## Job
All entries below need to be written out exactly, but without their pictures.

## Extracted data
■ ■ ■ ■ ■ ■ ■
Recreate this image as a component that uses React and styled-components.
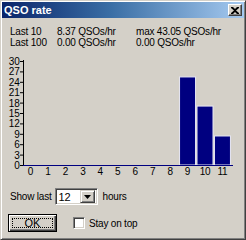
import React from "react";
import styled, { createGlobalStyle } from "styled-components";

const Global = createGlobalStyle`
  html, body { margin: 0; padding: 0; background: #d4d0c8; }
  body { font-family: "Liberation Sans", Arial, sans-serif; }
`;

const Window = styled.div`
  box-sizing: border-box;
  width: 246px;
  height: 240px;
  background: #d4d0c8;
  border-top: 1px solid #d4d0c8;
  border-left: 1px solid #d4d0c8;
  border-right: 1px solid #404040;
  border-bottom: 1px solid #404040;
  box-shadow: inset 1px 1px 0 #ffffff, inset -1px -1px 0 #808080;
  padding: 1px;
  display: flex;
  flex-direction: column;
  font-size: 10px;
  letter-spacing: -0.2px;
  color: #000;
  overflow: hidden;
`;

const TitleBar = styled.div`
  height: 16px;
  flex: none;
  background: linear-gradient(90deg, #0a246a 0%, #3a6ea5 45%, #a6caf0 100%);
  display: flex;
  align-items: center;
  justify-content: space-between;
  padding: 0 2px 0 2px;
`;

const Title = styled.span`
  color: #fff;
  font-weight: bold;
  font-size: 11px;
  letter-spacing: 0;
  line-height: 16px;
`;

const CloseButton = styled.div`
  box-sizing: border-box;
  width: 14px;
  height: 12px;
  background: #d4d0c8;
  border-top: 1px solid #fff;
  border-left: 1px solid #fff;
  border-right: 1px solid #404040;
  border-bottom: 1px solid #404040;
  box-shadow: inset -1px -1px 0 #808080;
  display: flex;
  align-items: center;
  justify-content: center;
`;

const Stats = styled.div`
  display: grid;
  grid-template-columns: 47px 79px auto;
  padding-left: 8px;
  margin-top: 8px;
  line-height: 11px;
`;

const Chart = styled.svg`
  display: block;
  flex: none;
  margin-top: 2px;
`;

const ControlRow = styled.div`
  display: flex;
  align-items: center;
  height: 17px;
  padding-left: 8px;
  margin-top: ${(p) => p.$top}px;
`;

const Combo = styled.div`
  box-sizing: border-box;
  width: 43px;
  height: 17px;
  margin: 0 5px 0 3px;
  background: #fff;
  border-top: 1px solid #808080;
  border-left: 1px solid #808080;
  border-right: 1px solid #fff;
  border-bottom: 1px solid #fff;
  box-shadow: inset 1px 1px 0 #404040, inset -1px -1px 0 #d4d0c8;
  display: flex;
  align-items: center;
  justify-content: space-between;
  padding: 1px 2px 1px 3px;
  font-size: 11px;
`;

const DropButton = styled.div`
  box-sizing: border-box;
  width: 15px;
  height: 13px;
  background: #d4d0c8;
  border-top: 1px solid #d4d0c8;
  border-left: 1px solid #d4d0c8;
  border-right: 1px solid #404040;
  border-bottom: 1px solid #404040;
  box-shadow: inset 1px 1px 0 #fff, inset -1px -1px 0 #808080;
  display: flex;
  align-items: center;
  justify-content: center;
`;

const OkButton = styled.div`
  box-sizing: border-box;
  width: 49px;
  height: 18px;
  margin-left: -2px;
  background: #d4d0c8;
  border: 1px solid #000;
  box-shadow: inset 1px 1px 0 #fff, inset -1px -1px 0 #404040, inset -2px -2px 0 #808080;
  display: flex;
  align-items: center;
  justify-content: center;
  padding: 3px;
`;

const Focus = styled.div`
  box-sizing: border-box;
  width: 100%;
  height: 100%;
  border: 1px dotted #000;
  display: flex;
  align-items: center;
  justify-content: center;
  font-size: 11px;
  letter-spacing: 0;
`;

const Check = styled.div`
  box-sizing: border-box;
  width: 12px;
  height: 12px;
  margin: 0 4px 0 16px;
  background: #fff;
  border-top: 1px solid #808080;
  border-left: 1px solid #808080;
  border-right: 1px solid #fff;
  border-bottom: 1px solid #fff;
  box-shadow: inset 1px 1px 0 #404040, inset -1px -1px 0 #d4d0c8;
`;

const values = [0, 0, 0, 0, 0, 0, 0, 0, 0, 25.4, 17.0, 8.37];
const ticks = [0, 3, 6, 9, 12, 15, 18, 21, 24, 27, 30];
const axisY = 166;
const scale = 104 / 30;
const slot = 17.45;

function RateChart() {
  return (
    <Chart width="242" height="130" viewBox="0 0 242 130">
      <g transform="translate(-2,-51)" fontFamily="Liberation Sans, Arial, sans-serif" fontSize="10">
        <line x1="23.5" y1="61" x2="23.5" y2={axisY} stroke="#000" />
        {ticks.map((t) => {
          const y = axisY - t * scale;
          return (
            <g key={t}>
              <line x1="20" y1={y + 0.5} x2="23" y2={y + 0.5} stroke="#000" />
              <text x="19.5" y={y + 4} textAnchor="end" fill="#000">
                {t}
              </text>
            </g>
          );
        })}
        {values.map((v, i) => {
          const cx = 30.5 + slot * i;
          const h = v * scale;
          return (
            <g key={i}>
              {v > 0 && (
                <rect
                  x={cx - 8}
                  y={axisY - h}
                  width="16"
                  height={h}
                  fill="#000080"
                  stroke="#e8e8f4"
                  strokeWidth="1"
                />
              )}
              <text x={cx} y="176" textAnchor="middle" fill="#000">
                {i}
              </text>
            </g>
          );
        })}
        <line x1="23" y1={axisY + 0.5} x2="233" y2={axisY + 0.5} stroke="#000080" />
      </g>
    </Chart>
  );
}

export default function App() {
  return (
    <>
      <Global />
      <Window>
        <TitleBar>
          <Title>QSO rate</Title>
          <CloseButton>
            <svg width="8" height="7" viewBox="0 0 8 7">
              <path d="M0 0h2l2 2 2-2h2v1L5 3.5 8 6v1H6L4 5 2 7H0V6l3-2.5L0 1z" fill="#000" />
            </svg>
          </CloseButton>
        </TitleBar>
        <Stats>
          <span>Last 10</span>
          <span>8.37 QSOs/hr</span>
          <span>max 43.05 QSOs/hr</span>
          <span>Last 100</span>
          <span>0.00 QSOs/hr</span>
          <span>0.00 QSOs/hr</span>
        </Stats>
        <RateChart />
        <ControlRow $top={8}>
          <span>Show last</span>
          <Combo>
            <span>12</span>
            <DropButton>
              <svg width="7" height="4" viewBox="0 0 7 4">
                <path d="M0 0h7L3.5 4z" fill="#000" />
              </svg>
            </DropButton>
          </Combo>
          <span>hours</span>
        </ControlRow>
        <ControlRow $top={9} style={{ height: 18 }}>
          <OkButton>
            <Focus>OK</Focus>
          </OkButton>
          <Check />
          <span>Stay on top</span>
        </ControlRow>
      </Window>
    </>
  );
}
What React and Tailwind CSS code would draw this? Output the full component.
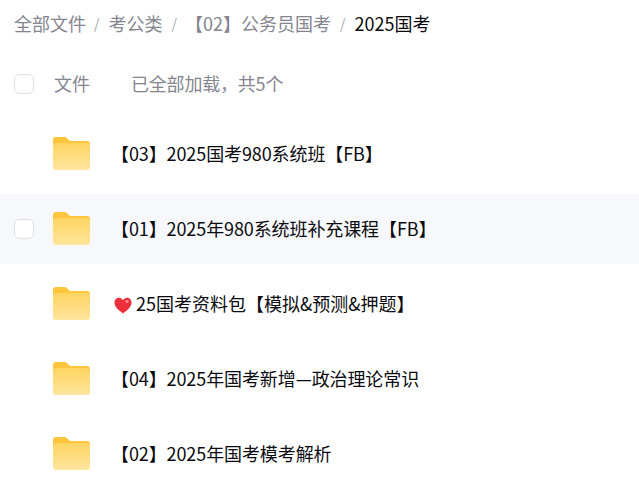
■ ■ ■ ■ ■ ■ ■
## Answer below
Recreate this image as a component that uses React and styled-components.
import React from "react";
import styled, { createGlobalStyle } from "styled-components";

const Global = createGlobalStyle`
  html, body { margin: 0; padding: 0; background: #d4d0c8; }
  body { font-family: "Liberation Sans", Arial, sans-serif; }
`;

const Window = styled.div`
  box-sizing: border-box;
  width: 246px;
  height: 240px;
  background: #d4d0c8;
  border-top: 1px solid #d4d0c8;
  border-left: 1px solid #d4d0c8;
  border-right: 1px solid #404040;
  border-bottom: 1px solid #404040;
  box-shadow: inset 1px 1px 0 #ffffff, inset -1px -1px 0 #808080;
  padding: 1px;
  display: flex;
  flex-direction: column;
  font-size: 10px;
  letter-spacing: -0.2px;
  color: #000;
  overflow: hidden;
`;

const TitleBar = styled.div`
  height: 16px;
  flex: none;
  background: linear-gradient(90deg, #0a246a 0%, #3a6ea5 45%, #a6caf0 100%);
  display: flex;
  align-items: center;
  justify-content: space-between;
  padding: 0 2px 0 2px;
`;

const Title = styled.span`
  color: #fff;
  font-weight: bold;
  font-size: 11px;
  letter-spacing: 0;
  line-height: 16px;
`;

const CloseButton = styled.div`
  box-sizing: border-box;
  width: 14px;
  height: 12px;
  background: #d4d0c8;
  border-top: 1px solid #fff;
  border-left: 1px solid #fff;
  border-right: 1px solid #404040;
  border-bottom: 1px solid #404040;
  box-shadow: inset -1px -1px 0 #808080;
  display: flex;
  align-items: center;
  justify-content: center;
`;

const Stats = styled.div`
  display: grid;
  grid-template-columns: 47px 79px auto;
  padding-left: 8px;
  margin-top: 8px;
  line-height: 11px;
`;

const Chart = styled.svg`
  display: block;
  flex: none;
  margin-top: 2px;
`;

const ControlRow = styled.div`
  display: flex;
  align-items: center;
  height: 17px;
  padding-left: 8px;
  margin-top: ${(p) => p.$top}px;
`;

const Combo = styled.div`
  box-sizing: border-box;
  width: 43px;
  height: 17px;
  margin: 0 5px 0 3px;
  background: #fff;
  border-top: 1px solid #808080;
  border-left: 1px solid #808080;
  border-right: 1px solid #fff;
  border-bottom: 1px solid #fff;
  box-shadow: inset 1px 1px 0 #404040, inset -1px -1px 0 #d4d0c8;
  display: flex;
  align-items: center;
  justify-content: space-between;
  padding: 1px 2px 1px 3px;
  font-size: 11px;
`;

const DropButton = styled.div`
  box-sizing: border-box;
  width: 15px;
  height: 13px;
  background: #d4d0c8;
  border-top: 1px solid #d4d0c8;
  border-left: 1px solid #d4d0c8;
  border-right: 1px solid #404040;
  border-bottom: 1px solid #404040;
  box-shadow: inset 1px 1px 0 #fff, inset -1px -1px 0 #808080;
  display: flex;
  align-items: center;
  justify-content: center;
`;

const OkButton = styled.div`
  box-sizing: border-box;
  width: 49px;
  height: 18px;
  margin-left: -2px;
  background: #d4d0c8;
  border: 1px solid #000;
  box-shadow: inset 1px 1px 0 #fff, inset -1px -1px 0 #404040, inset -2px -2px 0 #808080;
  display: flex;
  align-items: center;
  justify-content: center;
  padding: 3px;
`;

const Focus = styled.div`
  box-sizing: border-box;
  width: 100%;
  height: 100%;
  border: 1px dotted #000;
  display: flex;
  align-items: center;
  justify-content: center;
  font-size: 11px;
  letter-spacing: 0;
`;

const Check = styled.div`
  box-sizing: border-box;
  width: 12px;
  height: 12px;
  margin: 0 4px 0 16px;
  background: #fff;
  border-top: 1px solid #808080;
  border-left: 1px solid #808080;
  border-right: 1px solid #fff;
  border-bottom: 1px solid #fff;
  box-shadow: inset 1px 1px 0 #404040, inset -1px -1px 0 #d4d0c8;
`;

const values = [0, 0, 0, 0, 0, 0, 0, 0, 0, 25.4, 17.0, 8.37];
const ticks = [0, 3, 6, 9, 12, 15, 18, 21, 24, 27, 30];
const axisY = 166;
const scale = 104 / 30;
const slot = 17.45;

function RateChart() {
  return (
    <Chart width="242" height="130" viewBox="0 0 242 130">
      <g transform="translate(-2,-51)" fontFamily="Liberation Sans, Arial, sans-serif" fontSize="10">
        <line x1="23.5" y1="61" x2="23.5" y2={axisY} stroke="#000" />
        {ticks.map((t) => {
          const y = axisY - t * scale;
          return (
            <g key={t}>
              <line x1="20" y1={y + 0.5} x2="23" y2={y + 0.5} stroke="#000" />
              <text x="19.5" y={y + 4} textAnchor="end" fill="#000">
                {t}
              </text>
            </g>
          );
        })}
        {values.map((v, i) => {
          const cx = 30.5 + slot * i;
          const h = v * scale;
          return (
            <g key={i}>
              {v > 0 && (
                <rect
                  x={cx - 8}
                  y={axisY - h}
                  width="16"
                  height={h}
                  fill="#000080"
                  stroke="#e8e8f4"
                  strokeWidth="1"
                />
              )}
              <text x={cx} y="176" textAnchor="middle" fill="#000">
                {i}
              </text>
            </g>
          );
        })}
        <line x1="23" y1={axisY + 0.5} x2="233" y2={axisY + 0.5} stroke="#000080" />
      </g>
    </Chart>
  );
}

export default function App() {
  return (
    <>
      <Global />
      <Window>
        <TitleBar>
          <Title>QSO rate</Title>
          <CloseButton>
            <svg width="8" height="7" viewBox="0 0 8 7">
              <path d="M0 0h2l2 2 2-2h2v1L5 3.5 8 6v1H6L4 5 2 7H0V6l3-2.5L0 1z" fill="#000" />
            </svg>
          </CloseButton>
        </TitleBar>
        <Stats>
          <span>Last 10</span>
          <span>8.37 QSOs/hr</span>
          <span>max 43.05 QSOs/hr</span>
          <span>Last 100</span>
          <span>0.00 QSOs/hr</span>
          <span>0.00 QSOs/hr</span>
        </Stats>
        <RateChart />
        <ControlRow $top={8}>
          <span>Show last</span>
          <Combo>
            <span>12</span>
            <DropButton>
              <svg width="7" height="4" viewBox="0 0 7 4">
                <path d="M0 0h7L3.5 4z" fill="#000" />
              </svg>
            </DropButton>
          </Combo>
          <span>hours</span>
        </ControlRow>
        <ControlRow $top={9} style={{ height: 18 }}>
          <OkButton>
            <Focus>OK</Focus>
          </OkButton>
          <Check />
          <span>Stay on top</span>
        </ControlRow>
      </Window>
    </>
  );
}
What React and Tailwind CSS code would draw this? Output the full component.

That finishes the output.